━━ Given data

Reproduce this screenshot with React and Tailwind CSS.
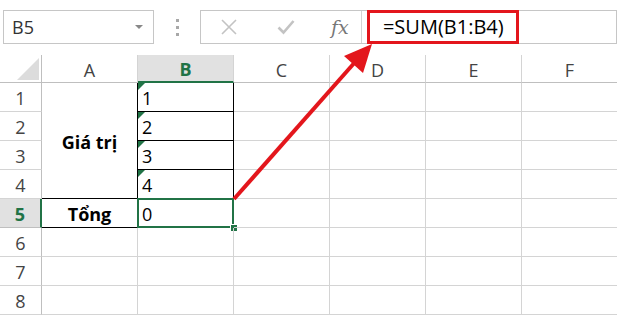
import React from "react";

const cols = ["A", "B", "C", "D", "E", "F"];

function Tri() {
  return (
    <span className="absolute left-0 top-0 h-0 w-0 border-t-[7px] border-r-[7px] border-t-[#217346] border-r-transparent" />
  );
}

function RowHead({ n, active }) {
  return (
    <div
      className={
        active
          ? "flex items-center justify-center border-b border-r-2 border-b-[#bfbfbf] border-r-[#217346] bg-[#e1e1e1] pt-[2px] text-[18px] font-bold text-[#217346]"
          : "flex items-center justify-center border-b border-r border-b-[#d4d4d4] border-r-[#bfbfbf] pt-[2px] text-[18px] text-[#444]"
      }
    >
      {n}
    </div>
  );
}

function Cell({ children, className = "" }) {
  return (
    <div className={"relative border-b border-r border-[#d4d4d4] " + className}>
      {children}
    </div>
  );
}

function BCell({ v }) {
  return (
    <div className="relative border-b border-r border-black pl-[4px] pt-[1px] text-[18px] leading-[28px] text-black">
      <Tri />
      {v}
    </div>
  );
}

export default function App() {
  return (
    <div className="relative h-[315px] w-[617px] overflow-hidden bg-white font-['Open_Sans',sans-serif]">
      {/* top bar */}
      <div className="flex h-[55px] items-start pl-[3px] pt-[10px]">
        <div className="flex h-[34px] w-[155px] items-center justify-between border border-[#c6c6c6] pl-[8px] pr-[10px]">
          <span className="text-[18px] text-[#333]">B5</span>
          <span className="h-0 w-0 border-l-[4px] border-r-[4px] border-t-[4px] border-l-transparent border-r-transparent border-t-[#888]" />
        </div>
        <div className="ml-[22px] mt-[9px] flex flex-col gap-[4px]">
          <span className="h-[3px] w-[3px] bg-[#a8a8a8]" />
          <span className="h-[3px] w-[3px] bg-[#a8a8a8]" />
          <span className="h-[3px] w-[3px] bg-[#a8a8a8]" />
        </div>
        <div className="relative ml-[21px] flex h-[34px] w-[430px] items-center border border-[#c6c6c6]">
          <svg className="ml-[20px]" width="16" height="16" viewBox="0 0 16 16">
            <path d="M1 1 L15 15 M15 1 L1 15" stroke="#c3c3c3" strokeWidth="1.6" fill="none" />
          </svg>
          <svg className="ml-[40px]" width="18" height="16" viewBox="0 0 18 16">
            <path d="M1.5 8.5 L6.5 13.5 L16.5 2" stroke="#c3c3c3" strokeWidth="2.6" fill="none" />
          </svg>
          <span className="ml-[36px] font-['DejaVu_Serif',serif] text-[19px] italic leading-none text-[#777]">
            fx
          </span>
          <span className="ml-[12px] h-full w-px bg-[#d4d4d4]" />
          <div className="absolute left-[166px] top-[-1px] flex h-[34px] w-[152px] items-center border-[3px] border-[#e3161c] pl-[13px] text-[20px] text-black">
            =SUM(B1:B4)
          </div>
        </div>
      </div>

      {/* grid */}
      <div className="grid grid-cols-[42px_repeat(6,96px)] grid-rows-[28px_repeat(8,29px)]">
        <div className="relative border-b border-r border-[#bfbfbf]">
          <svg className="absolute left-[17px] top-[3px]" width="22" height="22" viewBox="0 0 22 22">
            <polygon points="22,0 22,22 0,22" fill="#dcdcdc" />
          </svg>
        </div>
        {cols.map((c) =>
          c === "B" ? (
            <div
              key={c}
              className="flex items-center justify-center border-b-2 border-r border-b-[#217346] border-r-[#d4d4d4] bg-[#e1e1e1] pt-[3px] text-[18px] font-bold text-[#217346]"
            >
              {c}
            </div>
          ) : (
            <div
              key={c}
              className="flex items-center justify-center border-b border-r border-b-[#bfbfbf] border-r-[#d4d4d4] pt-[3px] text-[18px] text-[#444]"
            >
              {c}
            </div>
          )
        )}

        {/* row 1 */}
        <RowHead n={1} />
        <div className="row-span-4 flex items-center justify-center border-b border-r border-black pt-[4px] text-[18px] font-bold text-black">
          Giá trị
        </div>
        <BCell v="1" />
        <Cell />
        <Cell />
        <Cell />
        <Cell />

        {[2, 3, 4].map((n) => (
          <React.Fragment key={n}>
            <RowHead n={n} />
            <BCell v={String(n)} />
            <Cell />
            <Cell />
            <Cell />
            <Cell />
          </React.Fragment>
        ))}

        {/* row 5 */}
        <RowHead n={5} active />
        <div className="flex items-center justify-center border-b border-r border-black pt-[2px] text-[18px] font-bold text-black">
          Tổng
        </div>
        <div className="relative border-b border-r border-[#d4d4d4] pl-[4px] pt-[1px] text-[18px] leading-[28px] text-black">
          0
          <span className="pointer-events-none absolute -left-px -top-px bottom-[-1px] right-[-1px] border-2 border-[#217346]" />
          <span className="absolute bottom-[-5px] right-[-5px] h-[8px] w-[8px] border border-white bg-[#217346]" />
        </div>
        <Cell />
        <Cell />
        <Cell />
        <Cell />

        {[6, 7, 8].map((n) => (
          <React.Fragment key={n}>
            <RowHead n={n} />
            <Cell />
            <Cell />
            <Cell />
            <Cell />
            <Cell />
            <Cell />
          </React.Fragment>
        ))}
      </div>

      {/* annotation arrow */}
      <svg className="pointer-events-none absolute left-0 top-0" width="617" height="315" viewBox="0 0 617 315">
        <line x1="234" y1="199" x2="356" y2="61" stroke="#e3161c" strokeWidth="4" />
        <polygon points="372,44 344,56 363,73" fill="#e3161c" />
      </svg>
    </div>
  );
}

━━━━

Required task »
Skip the pictures, then retype every line above exactly.

Answer below »
Reproduce this screenshot with React and Tailwind CSS.
import React from "react";

const cols = ["A", "B", "C", "D", "E", "F"];

function Tri() {
  return (
    <span className="absolute left-0 top-0 h-0 w-0 border-t-[7px] border-r-[7px] border-t-[#217346] border-r-transparent" />
  );
}

function RowHead({ n, active }) {
  return (
    <div
      className={
        active
          ? "flex items-center justify-center border-b border-r-2 border-b-[#bfbfbf] border-r-[#217346] bg-[#e1e1e1] pt-[2px] text-[18px] font-bold text-[#217346]"
          : "flex items-center justify-center border-b border-r border-b-[#d4d4d4] border-r-[#bfbfbf] pt-[2px] text-[18px] text-[#444]"
      }
    >
      {n}
    </div>
  );
}

function Cell({ children, className = "" }) {
  return (
    <div className={"relative border-b border-r border-[#d4d4d4] " + className}>
      {children}
    </div>
  );
}

function BCell({ v }) {
  return (
    <div className="relative border-b border-r border-black pl-[4px] pt-[1px] text-[18px] leading-[28px] text-black">
      <Tri />
      {v}
    </div>
  );
}

export default function App() {
  return (
    <div className="relative h-[315px] w-[617px] overflow-hidden bg-white font-['Open_Sans',sans-serif]">
      {/* top bar */}
      <div className="flex h-[55px] items-start pl-[3px] pt-[10px]">
        <div className="flex h-[34px] w-[155px] items-center justify-between border border-[#c6c6c6] pl-[8px] pr-[10px]">
          <span className="text-[18px] text-[#333]">B5</span>
          <span className="h-0 w-0 border-l-[4px] border-r-[4px] border-t-[4px] border-l-transparent border-r-transparent border-t-[#888]" />
        </div>
        <div className="ml-[22px] mt-[9px] flex flex-col gap-[4px]">
          <span className="h-[3px] w-[3px] bg-[#a8a8a8]" />
          <span className="h-[3px] w-[3px] bg-[#a8a8a8]" />
          <span className="h-[3px] w-[3px] bg-[#a8a8a8]" />
        </div>
        <div className="relative ml-[21px] flex h-[34px] w-[430px] items-center border border-[#c6c6c6]">
          <svg className="ml-[20px]" width="16" height="16" viewBox="0 0 16 16">
            <path d="M1 1 L15 15 M15 1 L1 15" stroke="#c3c3c3" strokeWidth="1.6" fill="none" />
          </svg>
          <svg className="ml-[40px]" width="18" height="16" viewBox="0 0 18 16">
            <path d="M1.5 8.5 L6.5 13.5 L16.5 2" stroke="#c3c3c3" strokeWidth="2.6" fill="none" />
          </svg>
          <span className="ml-[36px] font-['DejaVu_Serif',serif] text-[19px] italic leading-none text-[#777]">
            fx
          </span>
          <span className="ml-[12px] h-full w-px bg-[#d4d4d4]" />
          <div className="absolute left-[166px] top-[-1px] flex h-[34px] w-[152px] items-center border-[3px] border-[#e3161c] pl-[13px] text-[20px] text-black">
            =SUM(B1:B4)
          </div>
        </div>
      </div>

      {/* grid */}
      <div className="grid grid-cols-[42px_repeat(6,96px)] grid-rows-[28px_repeat(8,29px)]">
        <div className="relative border-b border-r border-[#bfbfbf]">
          <svg className="absolute left-[17px] top-[3px]" width="22" height="22" viewBox="0 0 22 22">
            <polygon points="22,0 22,22 0,22" fill="#dcdcdc" />
          </svg>
        </div>
        {cols.map((c) =>
          c === "B" ? (
            <div
              key={c}
              className="flex items-center justify-center border-b-2 border-r border-b-[#217346] border-r-[#d4d4d4] bg-[#e1e1e1] pt-[3px] text-[18px] font-bold text-[#217346]"
            >
              {c}
            </div>
          ) : (
            <div
              key={c}
              className="flex items-center justify-center border-b border-r border-b-[#bfbfbf] border-r-[#d4d4d4] pt-[3px] text-[18px] text-[#444]"
            >
              {c}
            </div>
          )
        )}

        {/* row 1 */}
        <RowHead n={1} />
        <div className="row-span-4 flex items-center justify-center border-b border-r border-black pt-[4px] text-[18px] font-bold text-black">
          Giá trị
        </div>
        <BCell v="1" />
        <Cell />
        <Cell />
        <Cell />
        <Cell />

        {[2, 3, 4].map((n) => (
          <React.Fragment key={n}>
            <RowHead n={n} />
            <BCell v={String(n)} />
            <Cell />
            <Cell />
            <Cell />
            <Cell />
          </React.Fragment>
        ))}

        {/* row 5 */}
        <RowHead n={5} active />
        <div className="flex items-center justify-center border-b border-r border-black pt-[2px] text-[18px] font-bold text-black">
          Tổng
        </div>
        <div className="relative border-b border-r border-[#d4d4d4] pl-[4px] pt-[1px] text-[18px] leading-[28px] text-black">
          0
          <span className="pointer-events-none absolute -left-px -top-px bottom-[-1px] right-[-1px] border-2 border-[#217346]" />
          <span className="absolute bottom-[-5px] right-[-5px] h-[8px] w-[8px] border border-white bg-[#217346]" />
        </div>
        <Cell />
        <Cell />
        <Cell />
        <Cell />

        {[6, 7, 8].map((n) => (
          <React.Fragment key={n}>
            <RowHead n={n} />
            <Cell />
            <Cell />
            <Cell />
            <Cell />
            <Cell />
            <Cell />
          </React.Fragment>
        ))}
      </div>

      {/* annotation arrow */}
      <svg className="pointer-events-none absolute left-0 top-0" width="617" height="315" viewBox="0 0 617 315">
        <line x1="234" y1="199" x2="356" y2="61" stroke="#e3161c" strokeWidth="4" />
        <polygon points="372,44 344,56 363,73" fill="#e3161c" />
      </svg>
    </div>
  );
}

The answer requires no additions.